— Start Supplied material —

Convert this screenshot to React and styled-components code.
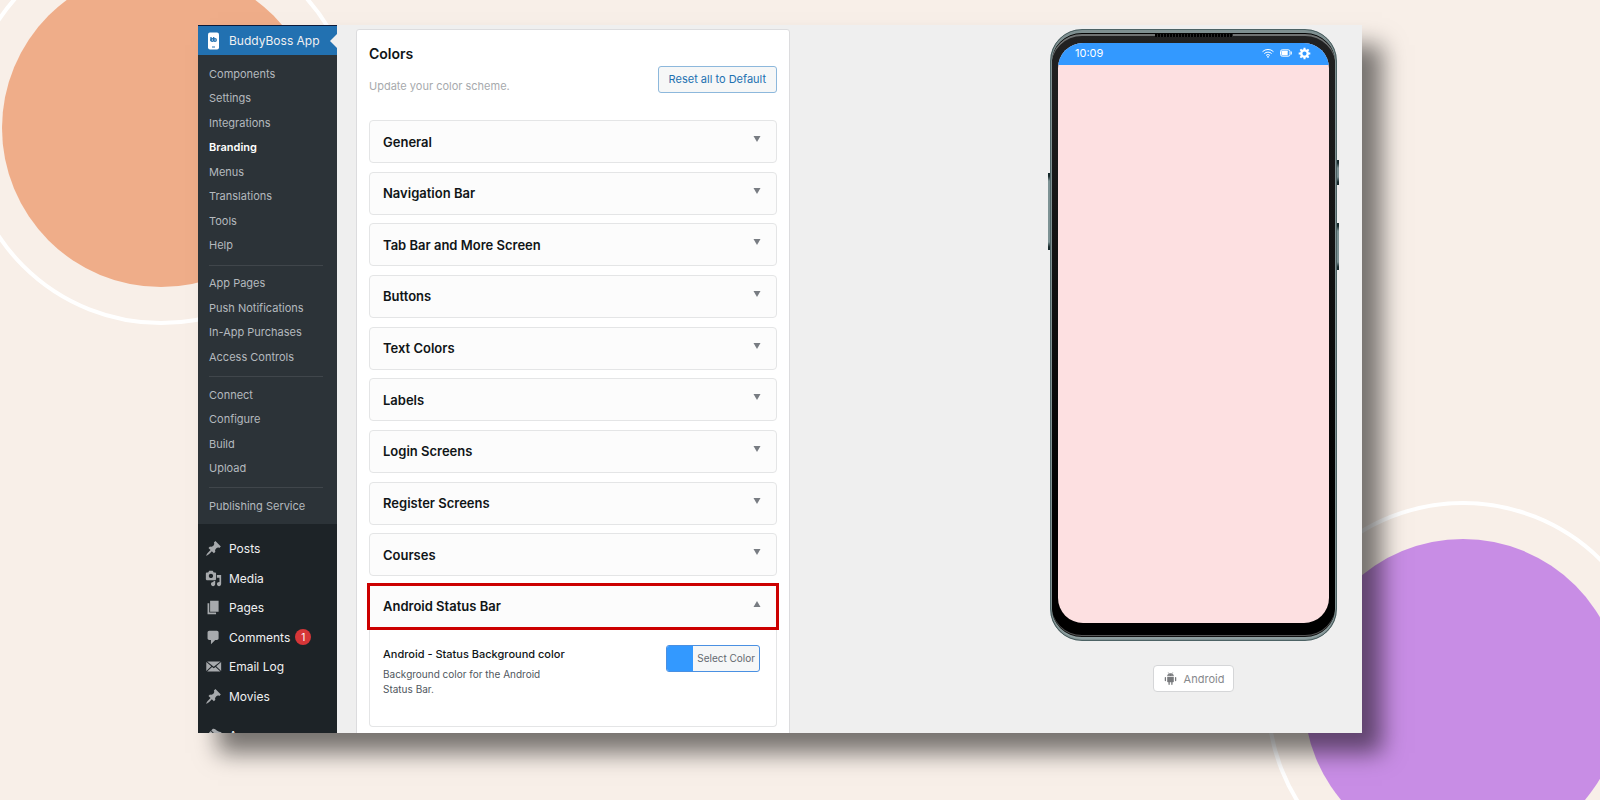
import React from "react";
import styled, { createGlobalStyle } from "styled-components";

const GlobalStyle = createGlobalStyle`
  * {
    box-sizing: border-box;
  }
  body {
    margin: 0;
    background: #f8efe8;
    font-family: Inter, "Liberation Sans", sans-serif;
  }
  ul,
  h2,
  h3,
  p {
    margin: 0;
    padding: 0;
    list-style: none;
  }
  a {
    color: inherit;
    text-decoration: none;
  }
  button {
    font-family: inherit;
    cursor: pointer;
  }
`;

const Page = styled.div`
  position: relative;
  display: flex;
  height: 100vh;
  padding: 25px 238px 67px 198px;
  overflow: hidden;
`;

const Backdrop = styled.svg`
  position: absolute;
  width: 394px;
  height: 394px;
  ${({ $corner }) =>
    $corner === "top" ? "left: -36px; top: -69px;" : "right: -60px; bottom: -95px;"}
`;

const Window = styled.div`
  position: relative;
  display: flex;
  flex: 1;
  min-width: 0;
  background: #efefef;
  box-shadow: 20px 20px 22px rgba(0, 0, 0, 0.52);
`;

const Sidebar = styled.nav`
  flex: none;
  width: 139px;
  overflow: hidden;
  border-top: 1px solid #0b1a3a;
  background: #1d2327;
  color: #f0f0f1;
`;

const CurrentItem = styled.a`
  position: relative;
  display: flex;
  align-items: center;
  gap: 9px;
  height: 29px;
  padding-left: 9px;
  background: #2271b1;
  font-size: 12px;
  &::after {
    content: "";
    position: absolute;
    right: 0;
    border: 7px solid transparent;
    border-right-color: #efefef;
    border-left: 0;
  }
`;

const Submenu = styled.ul`
  display: flex;
  flex-direction: column;
  justify-content: space-between;
  min-height: 469px;
  padding: 7px 14px 6px 11px;
  background: #2c3338;
  font-size: 11px;
  line-height: 24px;
`;

const SubmenuItem = styled.li`
  color: ${({ $current }) => ($current ? "#fff" : "#b4b9be")};
  font-weight: ${({ $current }) => ($current ? 600 : 400)};
`;

const Divider = styled.li`
  height: 1px;
  margin: 7px 0 5px;
  background: #40464b;
`;

const Menu = styled.ul`
  display: flex;
  flex-direction: column;
  justify-content: space-between;
  min-height: 177px;
  margin-top: 10px;
  padding-left: 7px;
  font-size: 12px;
  line-height: 29px;
`;

const NextMenu = styled(Menu)`
  justify-content: flex-start;
  min-height: 0;
`;

const MenuLink = styled.a`
  display: flex;
  align-items: center;
`;

const MenuIcon = styled.svg`
  width: 17px;
  height: 17px;
  margin-right: 7px;
  fill: #a7aaad;
`;

const Badge = styled.span`
  width: 16px;
  height: 16px;
  margin-left: 5px;
  border-radius: 8px;
  background: #d63638;
  color: #fff;
  font-size: 10px;
  line-height: 16px;
  text-align: center;
`;

const Main = styled.main`
  display: flex;
  flex: 1;
  justify-content: space-between;
  min-width: 0;
  padding: 4px 25px 0 19px;
  overflow: hidden;
`;

const Panel = styled.section`
  flex: 0 1 434px;
  height: 760px;
  padding: 13px 12px;
  border: 1px solid #dcdcde;
  border-radius: 3px;
  background: #fff;
  color: #101517;
`;

const PanelHeader = styled.header`
  display: flex;
  align-items: center;
  justify-content: space-between;
  margin-bottom: 25px;
`;

const PanelTitle = styled.h2`
  font-size: 14px;
  font-weight: 600;
  line-height: 22px;
`;

const PanelHint = styled.p`
  margin-top: 12px;
  color: #a7aaad;
  font-size: 11px;
  line-height: 18px;
`;

const ResetButton = styled.button`
  height: 27px;
  margin-top: 20px;
  padding: 0 10px;
  border: 1px solid #8db8dc;
  border-radius: 3px;
  background: #f6f7f7;
  color: #2271b1;
  font-size: 11px;
`;

const Sections = styled.div`
  display: flex;
  flex-direction: column;
  justify-content: space-between;
  min-height: 508px;
`;

const SectionHeader = styled.button`
  display: flex;
  align-items: center;
  justify-content: space-between;
  height: 43px;
  padding: 0 15px 0 13px;
  border: 1px solid #e4e5e6;
  border-radius: ${({ $open }) => ($open ? 0 : 4)}px;
  background: #fcfcfc;
  color: #101517;
  font-size: 13px;
  font-weight: 600;
  text-align: left;
  outline: ${({ $open }) => ($open ? "3px solid #cc0000" : "none")};
  outline-offset: -1px;
`;

const Caret = styled.svg`
  width: 8px;
  height: 12px;
  margin-bottom: 5px;
  fill: #787c82;
`;

const SectionBody = styled.div`
  display: flex;
  align-items: flex-start;
  justify-content: space-between;
  min-height: 99px;
  padding: 17px 16px 16px 13px;
  border: 1px solid #e4e5e6;
  border-top: 0;
  border-radius: 0 0 4px 4px;
`;

const OptionTitle = styled.h3`
  font-size: 11px;
  font-weight: 500;
  line-height: 18px;
`;

const OptionHint = styled.p`
  max-width: 170px;
  margin-top: 4px;
  color: #50575e;
  font-size: 10px;
  line-height: 15px;
`;

const ColorButton = styled.button`
  display: flex;
  height: 27px;
  padding: 0;
  border: 1px solid #4a90e2;
  border-radius: 3px;
  overflow: hidden;
  background: #f6f7f7;
  color: #646970;
  font-size: 10px;
  line-height: 25px;
`;

const Swatch = styled.span`
  align-self: stretch;
  width: 26px;
  margin-right: 4px;
  background: #3399ff;
`;

const ColorLabel = styled.span`
  padding-right: 4px;
`;

const Preview = styled.aside`
  display: flex;
  flex: none;
  flex-direction: column;
  align-items: center;
`;

const Phone = styled.div`
  position: relative;
  width: 287px;
  height: 612px;
  padding: 13px 7px 17px;
  border: 1px solid #4c6264;
  border-radius: 32px;
  background: linear-gradient(#222, #151515 30%, #000 80%);
  box-shadow: inset 0 0 0 1px #7f9091, inset 0 3px 0 #7f9091,
    inset 0 4px 0 #050505, inset 0 6px 0 #6f7272, inset 0 -3px 0 #8fa0a1,
    inset 0 -4px 0 #111, inset 0 -5px 0 #555;
`;

const Speaker = styled.span`
  position: absolute;
  top: 4px;
  left: 50%;
  width: 78px;
  height: 3px;
  margin-left: -39px;
  background: repeating-linear-gradient(90deg, #000 0 2px, #2a2a2a 2px 3px);
`;

const SideKey = styled.span`
  position: absolute;
  top: ${({ $top }) => $top}px;
  ${({ $side }) => $side}: -3px;
  width: 2px;
  height: ${({ $length }) => $length}px;
  background: linear-gradient(#16292b 3px, #7d9294 8px calc(100% - 8px), #16292b calc(100% - 3px));
`;

const Screen = styled.div`
  height: 100%;
  border-radius: 25px;
  overflow: hidden;
  background: #fde0e1;
`;

const StatusBar = styled.div`
  display: flex;
  align-items: center;
  gap: 6px;
  height: 22px;
  padding: 0 18px 2px 17px;
  background: #3399ff;
  color: #fff;
  font-size: 11px;
`;

const Clock = styled.span`
  flex: 1;
`;

const PlatformButton = styled.button`
  display: flex;
  align-items: center;
  gap: 7px;
  height: 27px;
  margin-top: 24px;
  padding: 0 9px 0 10px;
  border: 1px solid #d5d6d8;
  border-radius: 4px;
  background: #fff;
  color: #87898c;
  font-size: 11px;
`;

const icons = {
  pin: "M10.44 3.02l1.82-1.82 6.36 6.35-1.83 1.82c-1.05-.68-2.48-.57-3.41.36l-.75.75c-.92.93-1.04 2.35-.35 3.41l-1.83 1.82-2.41-2.41-2.8 2.79c-.42.42-3.38 2.71-3.8 2.29s1.86-3.39 2.28-3.81l2.79-2.79L4.1 9.36l1.83-1.82c1.05.69 2.48.57 3.4-.36l.75-.75c.93-.92 1.05-2.35.36-3.41z",
  media:
    "M13 11V4c0-.55-.45-1-1-1h-1.67L9 1H5L3.67 3H2c-.55 0-1 .45-1 1v7c0 .55.45 1 1 1h10c.55 0 1-.45 1-1zM7 4.5c1.38 0 2.5 1.12 2.5 2.5S8.38 9.5 7 9.5 4.5 8.38 4.5 7 5.62 4.5 7 4.5zM14 6h5v10.5c0 1.38-1.12 2.5-2.5 2.5S14 17.88 14 16.5s1.12-2.5 2.5-2.5c.17 0 .34.02.5.05V9h-3V6zm-4 8.05V13h2v3.5c0 1.38-1.12 2.5-2.5 2.5S7 17.88 7 16.5 8.12 14 9.5 14c.17 0 .34.02.5.05z",
  pages: "M6 15V2h10v13H6zm-1 1h8v2H3V5h2v11z",
  comments:
    "M5 2h9c1.1 0 2 .9 2 2v7c0 1.1-.9 2-2 2h-2l-5 5v-5H5c-1.1 0-2-.9-2-2V4c0-1.1.9-2 2-2z",
  email:
    "M2.500 4h15.600L10.300 10.400zM1.500 4.800L7.400 9.800 1.500 15.200zM19 4.800v10.400L13.200 9.800zM8.300 10.500l2 1.700 2-1.700 5.800 5.500H2.500z",
  appearance:
    "M14.48 11.06L7.41 3.99l1.5-1.5c.5-.56 2.3-.47 3.51.32 1.21.8 1.43 1.28 2.91 2.1 1.18.64 2.45 1.26 4.45.85zm-.71.71L6.7 4.7 4.93 6.47c-.39.39-.39 1.02 0 1.41l1.06 1.06c.39.39.39 1.03 0 1.42-.6.6-1.43 1.11-2.21 1.69-.35.26-.7.53-1.01.84C1.43 14.23.4 16.08 1.4 17.07c.99 1 2.84-.03 4.18-1.36.31-.31.58-.66.85-1.02.57-.78 1.08-1.61 1.69-2.21.39-.39 1.02-.39 1.41 0l1.06 1.06c.39.39 1.02.39 1.41 0z",
  gear: "M18 12h-2.180c-.17.7-.44 1.350-.81 1.930l1.540 1.540-2.100 2.100-1.540-1.540c-.58.36-1.230.63-1.910.79V19H8v-2.180c-.68-.16-1.330-.43-1.910-.79l-1.540 1.540-2.120-2.120 1.540-1.540c-.36-.58-.63-1.230-.79-1.910H1V9.030h2.170c.16-.7.44-1.350.8-1.940L2.430 5.550l2.100-2.100 1.540 1.540c.58-.37 1.240-.64 1.930-.81V2h3v2.180c.68.16 1.330.43 1.910.79l1.540-1.540 2.120 2.120-1.540 1.540c.36.59.64 1.240.8 1.940H18V12zm-8.500 1.500c1.660 0 3-1.340 3-3s-1.340-3-3-3-3 1.340-3 3 1.340 3 3 3z",
};

const submenuGroups = [
  [
    "Components",
    "Settings",
    "Integrations",
    "Branding",
    "Menus",
    "Translations",
    "Tools",
    "Help",
  ],
  ["App Pages", "Push Notifications", "In-App Purchases", "Access Controls"],
  ["Connect", "Configure", "Build", "Upload"],
  ["Publishing Service"],
];

const menuItems = [
  { label: "Posts", icon: "pin" },
  { label: "Media", icon: "media" },
  { label: "Pages", icon: "pages" },
  { label: "Comments", icon: "comments", count: 1 },
  { label: "Email Log", icon: "email" },
  { label: "Movies", icon: "pin" },
];

const sections = [
  "General",
  "Navigation Bar",
  "Tab Bar and More Screen",
  "Buttons",
  "Text Colors",
  "Labels",
  "Login Screens",
  "Register Screens",
  "Courses",
  "Android Status Bar",
];

const Circles = ({ corner, color }) => (
  <Backdrop $corner={corner} viewBox="0 0 394 394" aria-hidden="true">
    <circle cx="197" cy="197" r="195" fill="none" stroke="#fff" strokeWidth="4" />
    <circle cx="197" cy="197" r="159" fill={color} />
  </Backdrop>
);

const AppIcon = () => (
  <svg width="13" height="18" viewBox="0 0 13 18" aria-hidden="true">
    <rect x="1" y="0.5" width="11" height="17" rx="2" fill="#fff" />
    <g fill="none" stroke="#2271b1" strokeWidth="1.3">
      <path d="M4 5v4M6.700 5v4" />
      <circle cx="5.2" cy="8" r="1.3" />
      <circle cx="8" cy="8" r="1.3" />
    </g>
    <path d="M5 15h3" stroke="#2271b1" strokeWidth="1" />
  </svg>
);

const WifiIcon = () => (
  <svg width="12" height="10" viewBox="0 0 12 10" aria-hidden="true">
    <g fill="none" stroke="#fff" strokeLinecap="round">
      <path d="M.8 3.400a7.500 7.500 0 0 1 10.400 0" />
      <path d="M2.600 5.300a5 5 0 0 1 6.800 0" />
      <path d="M4.300 7.100a2.600 2.600 0 0 1 3.400 0" />
    </g>
    <circle cx="6" cy="8.800" r="0.900" fill="#fff" />
  </svg>
);

const BatteryIcon = () => (
  <svg width="12" height="8" viewBox="0 0 12 8" aria-hidden="true">
    <rect x="0.5" y="0.8" width="9.5" height="6.400" rx="1.800" fill="none" stroke="#fff" />
    <rect x="1.500" y="1.800" width="6.200" height="4.400" rx="0.500" fill="#fff" />
    <path d="M11.300 2.500v3" stroke="#fff" />
  </svg>
);

const GearIcon = () => (
  <svg width="13" height="13" viewBox="0 1 19 19" aria-hidden="true">
    <path d={icons.gear} fill="#fff" />
  </svg>
);

const RobotIcon = () => (
  <svg width="13" height="13" viewBox="0 0 13 13" fill="#77797c" aria-hidden="true">
    <path d="M3.200 4.300c0-1.900 1.300-3 3.300-3s3.300 1.100 3.300 3z" />
    <path d="M3.200 4.900h6.600v4.600a.8.8 0 0 1-.8.8H4a.8.8 0 0 1-.8-.8z" />
    <path
      d="M1.400 5.600v3M11.600 5.600v3M5.100 10v2.300M7.900 10v2.300"
      fill="none"
      stroke="#77797c"
      strokeWidth="1.300"
      strokeLinecap="round"
    />
    <path d="M4.200.4l.8 1.300M8.800.4L8 1.700" stroke="#77797c" strokeWidth="0.600" />
    <circle cx="5" cy="3" r="0.400" fill="#fff" />
    <circle cx="8" cy="3" r="0.400" fill="#fff" />
  </svg>
);

const MenuEntry = ({ label, icon, count }) => (
  <li>
    <MenuLink href="#">
      <MenuIcon viewBox="0 0 20 20" aria-hidden="true">
        <path d={icons[icon]} />
      </MenuIcon>
      {label}
      {count && <Badge>{count}</Badge>}
    </MenuLink>
  </li>
);

const AdminMenu = () => (
  <Sidebar>
    <CurrentItem href="#">
      <AppIcon />
      BuddyBoss App
    </CurrentItem>
    <Submenu>
      {submenuGroups.map((group, index) => (
        <React.Fragment key={group[0]}>
          {index > 0 && <Divider />}
          {group.map((label) => (
            <SubmenuItem key={label} $current={label === "Branding"}>
              <a href="#">{label}</a>
            </SubmenuItem>
          ))}
        </React.Fragment>
      ))}
    </Submenu>
    <Menu>
      {menuItems.map((item) => (
        <MenuEntry key={item.label} {...item} />
      ))}
    </Menu>
    <NextMenu>
      <MenuEntry label="Appearance" icon="appearance" />
    </NextMenu>
  </Sidebar>
);

const ColorsPanel = () => (
  <Panel>
    <PanelHeader>
      <div>
        <PanelTitle>Colors</PanelTitle>
        <PanelHint>Update your color scheme.</PanelHint>
      </div>
      <ResetButton type="button">Reset all to Default</ResetButton>
    </PanelHeader>
    <Sections>
      {sections.map((name) => {
        const open = name === "Android Status Bar";
        return (
          <SectionHeader key={name} type="button" $open={open} aria-expanded={open}>
            {name}
            <Caret viewBox="0 0 8 12" aria-hidden="true">
              <path d={open ? "M4 3l3.500 6h-7z" : "M.5 3h7L4 9z"} />
            </Caret>
          </SectionHeader>
        );
      })}
    </Sections>
    <SectionBody>
      <div>
        <OptionTitle>Android - Status Background color</OptionTitle>
        <OptionHint>Background color for the Android Status Bar.</OptionHint>
      </div>
      <ColorButton type="button">
        <Swatch />
        <ColorLabel>Select Color</ColorLabel>
      </ColorButton>
    </SectionBody>
  </Panel>
);

const PhonePreview = () => (
  <Preview>
    <Phone>
      <Speaker />
      <SideKey $side="left" $top={143} $length={77} />
      <SideKey $side="right" $top={130} $length={25} />
      <SideKey $side="right" $top={193} $length={47} />
      <Screen>
        <StatusBar>
          <Clock>10:09</Clock>
          <WifiIcon />
          <BatteryIcon />
          <GearIcon />
        </StatusBar>
      </Screen>
    </Phone>
    <PlatformButton type="button">
      <RobotIcon />
      Android
    </PlatformButton>
  </Preview>
);

const App = () => (
  <>
    <GlobalStyle />
    <Page>
      <Circles corner="top" color="#efad89" />
      <Circles corner="bottom" color="#c88de5" />
      <Window>
        <AdminMenu />
        <Main>
          <ColorsPanel />
          <PhonePreview />
        </Main>
      </Window>
    </Page>
  </>
);

export default App;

— End Supplied material —

▸ Aim of the task
Working from the material above, state how many lines contain "React"; give only the number.

▸ Exercise result
4